Exercise brief:
Print word for word the first line of the listing below and every line after it, through the line with "<GlobalStyle />". Leave out the pictures and the rest.

— Start of Data lines —

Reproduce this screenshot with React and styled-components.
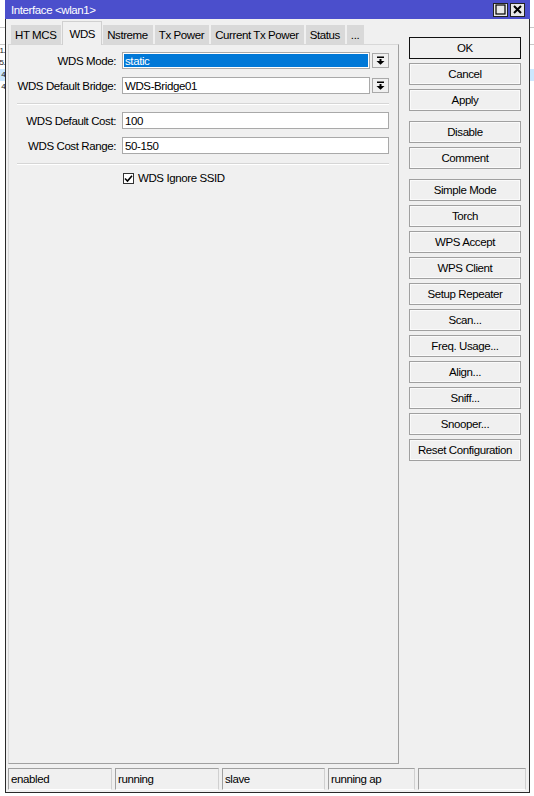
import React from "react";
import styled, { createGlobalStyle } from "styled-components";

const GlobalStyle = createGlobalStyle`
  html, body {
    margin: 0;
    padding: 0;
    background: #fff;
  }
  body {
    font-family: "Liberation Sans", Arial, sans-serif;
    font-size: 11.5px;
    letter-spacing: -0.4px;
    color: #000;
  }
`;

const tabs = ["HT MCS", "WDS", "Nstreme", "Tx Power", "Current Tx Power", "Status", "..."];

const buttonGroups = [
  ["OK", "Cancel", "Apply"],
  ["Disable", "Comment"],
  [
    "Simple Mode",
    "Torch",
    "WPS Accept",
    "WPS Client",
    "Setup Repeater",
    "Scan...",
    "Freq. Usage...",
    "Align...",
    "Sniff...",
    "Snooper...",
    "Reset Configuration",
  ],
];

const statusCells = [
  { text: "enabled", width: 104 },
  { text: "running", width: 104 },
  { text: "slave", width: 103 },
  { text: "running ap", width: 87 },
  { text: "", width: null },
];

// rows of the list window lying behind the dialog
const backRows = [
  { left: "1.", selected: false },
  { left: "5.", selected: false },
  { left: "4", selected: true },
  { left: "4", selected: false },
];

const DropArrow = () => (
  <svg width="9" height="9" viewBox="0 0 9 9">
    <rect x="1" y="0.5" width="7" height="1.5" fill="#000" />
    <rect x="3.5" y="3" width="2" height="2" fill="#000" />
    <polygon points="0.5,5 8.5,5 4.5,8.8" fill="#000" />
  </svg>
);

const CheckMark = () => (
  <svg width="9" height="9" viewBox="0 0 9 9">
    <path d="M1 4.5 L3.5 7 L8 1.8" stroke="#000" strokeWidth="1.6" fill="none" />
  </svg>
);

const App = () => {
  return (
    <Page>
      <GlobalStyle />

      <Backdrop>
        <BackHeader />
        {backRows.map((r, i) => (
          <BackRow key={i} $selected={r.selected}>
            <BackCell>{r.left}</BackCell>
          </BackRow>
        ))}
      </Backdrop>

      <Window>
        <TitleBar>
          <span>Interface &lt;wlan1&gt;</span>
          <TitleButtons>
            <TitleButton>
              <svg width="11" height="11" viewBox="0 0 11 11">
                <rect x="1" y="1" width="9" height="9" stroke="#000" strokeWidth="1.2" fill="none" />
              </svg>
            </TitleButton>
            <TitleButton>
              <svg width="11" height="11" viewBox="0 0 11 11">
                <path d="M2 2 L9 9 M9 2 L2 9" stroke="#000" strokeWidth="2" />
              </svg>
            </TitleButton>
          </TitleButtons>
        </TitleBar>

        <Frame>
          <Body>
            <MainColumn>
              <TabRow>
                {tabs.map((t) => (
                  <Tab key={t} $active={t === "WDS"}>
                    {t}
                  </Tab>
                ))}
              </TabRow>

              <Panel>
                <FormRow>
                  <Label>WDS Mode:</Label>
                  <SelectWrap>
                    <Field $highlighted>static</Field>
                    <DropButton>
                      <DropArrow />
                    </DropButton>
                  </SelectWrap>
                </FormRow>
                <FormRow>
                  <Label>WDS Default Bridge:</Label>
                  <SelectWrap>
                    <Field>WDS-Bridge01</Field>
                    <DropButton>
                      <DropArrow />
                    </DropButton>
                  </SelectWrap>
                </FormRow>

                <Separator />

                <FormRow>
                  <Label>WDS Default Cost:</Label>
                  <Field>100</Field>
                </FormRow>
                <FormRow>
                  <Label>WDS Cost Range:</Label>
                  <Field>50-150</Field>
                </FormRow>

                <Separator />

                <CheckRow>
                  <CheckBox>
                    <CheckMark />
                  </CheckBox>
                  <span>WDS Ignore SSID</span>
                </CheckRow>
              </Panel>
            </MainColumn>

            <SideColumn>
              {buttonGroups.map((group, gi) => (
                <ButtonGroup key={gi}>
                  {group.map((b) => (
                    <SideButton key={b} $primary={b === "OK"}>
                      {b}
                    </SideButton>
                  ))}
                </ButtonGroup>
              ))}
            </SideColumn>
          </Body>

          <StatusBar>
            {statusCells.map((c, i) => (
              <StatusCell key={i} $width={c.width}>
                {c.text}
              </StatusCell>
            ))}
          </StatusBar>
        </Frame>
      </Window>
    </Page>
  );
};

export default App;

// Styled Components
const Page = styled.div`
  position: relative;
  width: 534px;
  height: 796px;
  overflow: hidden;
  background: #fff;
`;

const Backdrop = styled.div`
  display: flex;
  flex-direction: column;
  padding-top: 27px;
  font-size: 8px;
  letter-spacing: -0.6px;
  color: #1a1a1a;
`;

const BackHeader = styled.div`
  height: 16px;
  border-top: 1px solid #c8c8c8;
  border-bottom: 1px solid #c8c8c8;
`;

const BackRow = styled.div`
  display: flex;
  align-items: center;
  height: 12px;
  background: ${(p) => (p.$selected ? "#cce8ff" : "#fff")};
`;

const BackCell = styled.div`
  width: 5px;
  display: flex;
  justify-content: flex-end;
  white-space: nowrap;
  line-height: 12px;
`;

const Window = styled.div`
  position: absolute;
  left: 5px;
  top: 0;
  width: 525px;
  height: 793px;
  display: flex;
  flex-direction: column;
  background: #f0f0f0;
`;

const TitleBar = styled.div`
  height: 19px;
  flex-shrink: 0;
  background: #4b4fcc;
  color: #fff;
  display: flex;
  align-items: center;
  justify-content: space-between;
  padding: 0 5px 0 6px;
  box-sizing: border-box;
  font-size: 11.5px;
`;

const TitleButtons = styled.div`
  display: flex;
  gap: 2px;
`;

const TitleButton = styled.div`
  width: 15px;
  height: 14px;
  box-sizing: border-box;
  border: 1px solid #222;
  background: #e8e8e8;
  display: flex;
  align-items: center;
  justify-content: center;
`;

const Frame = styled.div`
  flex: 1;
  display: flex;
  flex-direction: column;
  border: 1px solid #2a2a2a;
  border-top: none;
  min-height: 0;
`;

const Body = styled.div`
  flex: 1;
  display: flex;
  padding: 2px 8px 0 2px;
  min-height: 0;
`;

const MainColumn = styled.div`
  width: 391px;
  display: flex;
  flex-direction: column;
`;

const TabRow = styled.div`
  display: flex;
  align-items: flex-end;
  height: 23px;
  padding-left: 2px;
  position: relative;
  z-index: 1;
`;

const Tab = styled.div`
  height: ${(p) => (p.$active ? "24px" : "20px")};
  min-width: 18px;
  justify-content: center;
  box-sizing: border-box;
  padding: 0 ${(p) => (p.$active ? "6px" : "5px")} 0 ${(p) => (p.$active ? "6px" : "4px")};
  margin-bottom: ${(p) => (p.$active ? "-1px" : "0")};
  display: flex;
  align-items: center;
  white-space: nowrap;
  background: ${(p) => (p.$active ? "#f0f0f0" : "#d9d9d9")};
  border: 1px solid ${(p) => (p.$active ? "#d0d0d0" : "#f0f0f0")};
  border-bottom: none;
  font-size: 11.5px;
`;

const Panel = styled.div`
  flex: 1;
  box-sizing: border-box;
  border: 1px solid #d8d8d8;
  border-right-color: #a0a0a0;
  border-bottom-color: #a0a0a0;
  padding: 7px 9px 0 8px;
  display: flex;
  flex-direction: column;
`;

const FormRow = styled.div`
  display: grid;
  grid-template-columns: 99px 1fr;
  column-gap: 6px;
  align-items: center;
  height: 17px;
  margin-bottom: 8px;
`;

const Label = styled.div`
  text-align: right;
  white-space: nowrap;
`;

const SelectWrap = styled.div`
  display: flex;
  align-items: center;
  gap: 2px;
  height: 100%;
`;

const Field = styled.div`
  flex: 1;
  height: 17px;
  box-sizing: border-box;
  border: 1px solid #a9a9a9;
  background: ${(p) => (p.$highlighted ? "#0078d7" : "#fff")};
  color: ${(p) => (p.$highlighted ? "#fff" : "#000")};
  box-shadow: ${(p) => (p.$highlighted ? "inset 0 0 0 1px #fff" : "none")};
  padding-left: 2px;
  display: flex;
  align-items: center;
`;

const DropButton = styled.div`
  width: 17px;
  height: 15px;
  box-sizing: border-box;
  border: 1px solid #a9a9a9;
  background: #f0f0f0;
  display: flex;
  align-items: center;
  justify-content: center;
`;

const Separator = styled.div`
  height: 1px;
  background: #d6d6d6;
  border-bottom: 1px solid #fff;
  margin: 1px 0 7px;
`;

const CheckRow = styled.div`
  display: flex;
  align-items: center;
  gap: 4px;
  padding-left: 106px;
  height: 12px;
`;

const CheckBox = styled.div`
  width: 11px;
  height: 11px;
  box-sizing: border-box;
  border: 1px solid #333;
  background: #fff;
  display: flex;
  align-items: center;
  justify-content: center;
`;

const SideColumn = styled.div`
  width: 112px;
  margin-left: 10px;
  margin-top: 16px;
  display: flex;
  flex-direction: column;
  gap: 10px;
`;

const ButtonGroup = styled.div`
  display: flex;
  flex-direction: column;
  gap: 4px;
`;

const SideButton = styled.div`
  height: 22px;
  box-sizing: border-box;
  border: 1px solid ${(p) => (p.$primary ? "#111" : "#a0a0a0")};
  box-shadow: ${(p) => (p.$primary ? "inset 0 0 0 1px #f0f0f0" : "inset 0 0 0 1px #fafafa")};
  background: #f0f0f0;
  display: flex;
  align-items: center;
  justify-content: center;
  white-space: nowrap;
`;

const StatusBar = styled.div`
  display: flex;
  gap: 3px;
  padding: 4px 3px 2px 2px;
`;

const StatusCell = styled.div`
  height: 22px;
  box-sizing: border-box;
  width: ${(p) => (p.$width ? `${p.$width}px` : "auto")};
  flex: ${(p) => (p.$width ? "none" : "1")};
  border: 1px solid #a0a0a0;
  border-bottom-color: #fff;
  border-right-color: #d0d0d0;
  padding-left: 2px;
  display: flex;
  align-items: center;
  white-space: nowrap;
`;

— End of Data lines —

Solution to this task:
Reproduce this screenshot with React and styled-components.
import React from "react";
import styled, { createGlobalStyle } from "styled-components";

const GlobalStyle = createGlobalStyle`
  html, body {
    margin: 0;
    padding: 0;
    background: #fff;
  }
  body {
    font-family: "Liberation Sans", Arial, sans-serif;
    font-size: 11.5px;
    letter-spacing: -0.4px;
    color: #000;
  }
`;

const tabs = ["HT MCS", "WDS", "Nstreme", "Tx Power", "Current Tx Power", "Status", "..."];

const buttonGroups = [
  ["OK", "Cancel", "Apply"],
  ["Disable", "Comment"],
  [
    "Simple Mode",
    "Torch",
    "WPS Accept",
    "WPS Client",
    "Setup Repeater",
    "Scan...",
    "Freq. Usage...",
    "Align...",
    "Sniff...",
    "Snooper...",
    "Reset Configuration",
  ],
];

const statusCells = [
  { text: "enabled", width: 104 },
  { text: "running", width: 104 },
  { text: "slave", width: 103 },
  { text: "running ap", width: 87 },
  { text: "", width: null },
];

// rows of the list window lying behind the dialog
const backRows = [
  { left: "1.", selected: false },
  { left: "5.", selected: false },
  { left: "4", selected: true },
  { left: "4", selected: false },
];

const DropArrow = () => (
  <svg width="9" height="9" viewBox="0 0 9 9">
    <rect x="1" y="0.5" width="7" height="1.5" fill="#000" />
    <rect x="3.5" y="3" width="2" height="2" fill="#000" />
    <polygon points="0.5,5 8.5,5 4.5,8.8" fill="#000" />
  </svg>
);

const CheckMark = () => (
  <svg width="9" height="9" viewBox="0 0 9 9">
    <path d="M1 4.5 L3.5 7 L8 1.8" stroke="#000" strokeWidth="1.6" fill="none" />
  </svg>
);

const App = () => {
  return (
    <Page>
      <GlobalStyle />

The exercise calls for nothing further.